The columnist's critique assumes that the struggle for better working conditions at the Station casinos is essentially different from the issues raised by the campaign against the UFC. However, like the casino workers, UFC fighters have been talking about a fighters' union.
Given the little transparency around how revenues are split between the fighter and the promoter, injury-prone working conditions, and allegations of a UFC monopoly in the industry, some like Jeff Monson, who fought in the top-tier of the heavyweight division for Strikeforce and the UFC, have called for the consideration of a fighters' union.
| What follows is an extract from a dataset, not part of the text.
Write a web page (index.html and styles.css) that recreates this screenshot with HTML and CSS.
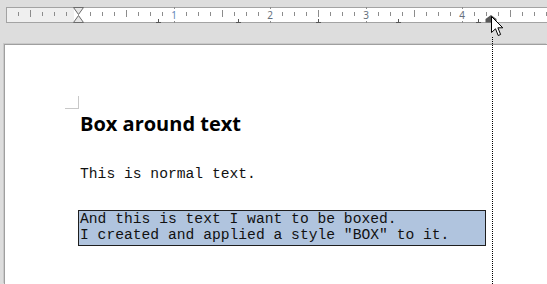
FILE: index.html
```html
<!DOCTYPE html>
<html lang="en">
<head>
    <meta charset="UTF-8">
    <title>Box around text</title>
    <link rel="stylesheet" href="styles.css">
</head>
<body>
    <div class="toolbar">
        <svg class="ruler" width="541" height="16" viewBox="6 7 541 16">
            <rect x="6.5" y="7.5" width="560" height="15" fill="#fff" stroke="#a3a3a3"/>
            <rect x="7" y="8" width="67" height="14" fill="#efefef"/>
            <g id="ticks" stroke="#8c8c8c"></g>
            <g fill="#66707c" font-family="Noto Sans, sans-serif" font-size="10">
                <text x="174" y="19" text-anchor="middle" fill="#5f86b8">1</text>
                <text x="270" y="19" text-anchor="middle">2</text>
                <text x="366" y="19" text-anchor="middle">3</text>
                <text x="462" y="19" text-anchor="middle">4</text>
            </g>
            <g id="tabs" stroke="#555"></g>
            <path d="M73.5 7.5 H83.5 L78.5 14.5 Z M78.5 15.5 L73.5 22.5 H83.5 Z" fill="#e8e8e8" stroke="#6b6b6b"/>
            <path d="M491 15 L496.5 19 V22.5 H485.5 V19 Z" fill="#585858"/>
        </svg>
    </div>

    <div class="page">
        <div class="margin-corner"></div>
        <h1 class="heading">Box around text</h1>
        <p class="normal">This is normal text.</p>
        <p class="boxed">And this is text I want to be boxed.<br>I created and applied a style "BOX" to it.</p>
    </div>

    <div class="indent-guide"></div>
    <svg class="pointer" width="13" height="21" viewBox="0 0 13 21">
        <path d="M0.5 0.5 V16.5 L4.5 12.8 L7.2 19.5 L9.6 18.5 L6.9 11.8 H11.8 Z" fill="#fff" stroke="#000"/>
    </svg>

    <script>
        const ns = 'http://www.w3.org/2000/svg';
        const ticks = document.getElementById('ticks');
        const tabs = document.getElementById('tabs');

        function line(group, x1, y1, x2, y2) {
            const l = document.createElementNS(ns, 'line');
            l.setAttribute('x1', x1);
            l.setAttribute('y1', y1);
            l.setAttribute('x2', x2);
            l.setAttribute('y2', y2);
            group.appendChild(l);
        }

        // margin area, counting back from the zero point
        for (let k = 1; k <= 5; k++) {
            const x = 78 - 12 * k + 0.5;
            if (k === 4) line(ticks, x, 10, x, 17);
            else line(ticks, x, 12, x, 16);
        }

        for (let k = 1; k <= 39; k++) {
            const x = 78 + 12 * k + 0.5;
            if (k % 8 === 0) {
                line(ticks, x, 7, x, 9);
                line(ticks, x, 21, x, 23);
            } else if (k % 4 === 0) {
                line(ticks, x, 10, x, 17);
            } else {
                line(ticks, x, 12, x, 16);
            }
        }

        [158, 238, 318, 398, 478].forEach(x => {
            line(tabs, x + 0.5, 19, x + 0.5, 22);
            line(tabs, x - 2, 22.5, x + 3, 22.5);
        });
    </script>
</body>
</html>
```

FILE: styles.css
```css
html, body {
    margin: 0;
    height: 284px;
    overflow: hidden;
}

body {
    background: #dddddd;
    position: relative;
}

.toolbar {
    height: 44px;
    padding: 7px 0 0 6px;
    box-sizing: border-box;
}

.ruler {
    display: block;
}

.page {
    margin-left: 4px;
    height: 240px;
    background: #fff;
    border-top: 1px solid #9f9f9f;
    border-left: 1px solid #9f9f9f;
    box-shadow: -1px -1px 0 #c9c9c9;
    padding: 65px 0 0 75px;
    box-sizing: border-box;
    position: relative;
}

.margin-corner {
    position: absolute;
    left: 60px;
    top: 51px;
    width: 13px;
    height: 12px;
    border-right: 1px solid #c8c8c8;
    border-bottom: 1px solid #c8c8c8;
}

.heading {
    margin: 0;
    font-family: "Open Sans", sans-serif;
    font-weight: bold;
    font-size: 20px;
    line-height: 28px;
    color: #000;
}

.normal,
.boxed {
    font-family: "Liberation Mono", "Courier New", monospace;
    font-size: 14.67px;
    color: #111;
}

.normal {
    margin: 28px 0 0;
    line-height: 17px;
}

.boxed {
    margin: 27px 0 0 -2px;
    width: 408px;
    box-sizing: border-box;
    padding: 0 0 2px 1px;
    line-height: 16px;
    background: #b0c4de;
    border: 1px solid #1e1e1e;
}

.indent-guide {
    position: absolute;
    left: 492px;
    top: 37px;
    bottom: 0;
    border-left: 1px dotted #000;
}

.pointer {
    position: absolute;
    left: 491px;
    top: 16px;
}
```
There are also wide disparities in compensation in the mixed martial arts industry. The top ten fighters earn between $340,000 and $865,000 but entry-level fighters who compete under the banner of the UFC earn as little as $6,000 if they lose their first match. Now consider that in 2008, Forbes estimated the worth of UFC to be at more than $1 billion. Since then, Zuffa, LLC, the company that operates the UFC has expanded its program’s reach into Canada, Australia, and the Middle East, struck a seven-year broadcast deal with Fox, and acquired its top competitor, Strikeforce, putting the company at a present value of some $2 billion.
Considering these issues and the financial difficulties fighters face when an event is cancelled, the casino workers' fight begins to sound very familiar after all.
It is still unknown what effects the Marine Corps decision will have on organizing efforts at Station casinos, but the campaign to highlight irresponsible homophobic and sexist remarks by UFC fighters and its president has already seen significant changes in the mixed martial arts world.
Last week, Liz Carmouche, who once served as a Marine Corps sergeant, became the UFC's first openly gay fighter. Dana White, UFC president, has come out in support of Carmouche's bravery and has voiced his support for same-sex marriage in the U.S. To date, no male fighter has come out as gay although a fighter who had previously worked as a gay porn actor did not face any significant discrimination on the UFC's reality series, the Ultimate Fighter.
Despite these shifts toward acceptance, MMA circles are still seen as not being very tolerant of homosexuality. Moreover, unlike the National Football League, the UFC does not have a standard of conduct to govern the behavior of fighters in and out of the Octagon. Out of this tangle of issues related to the question of fighter compensation and representation, homophobic or sexist culture, and large sums of corporate money, the union's campaign – whatever their tactics – have definitely sparked important discussions about the conduct of the UFC and its fighters.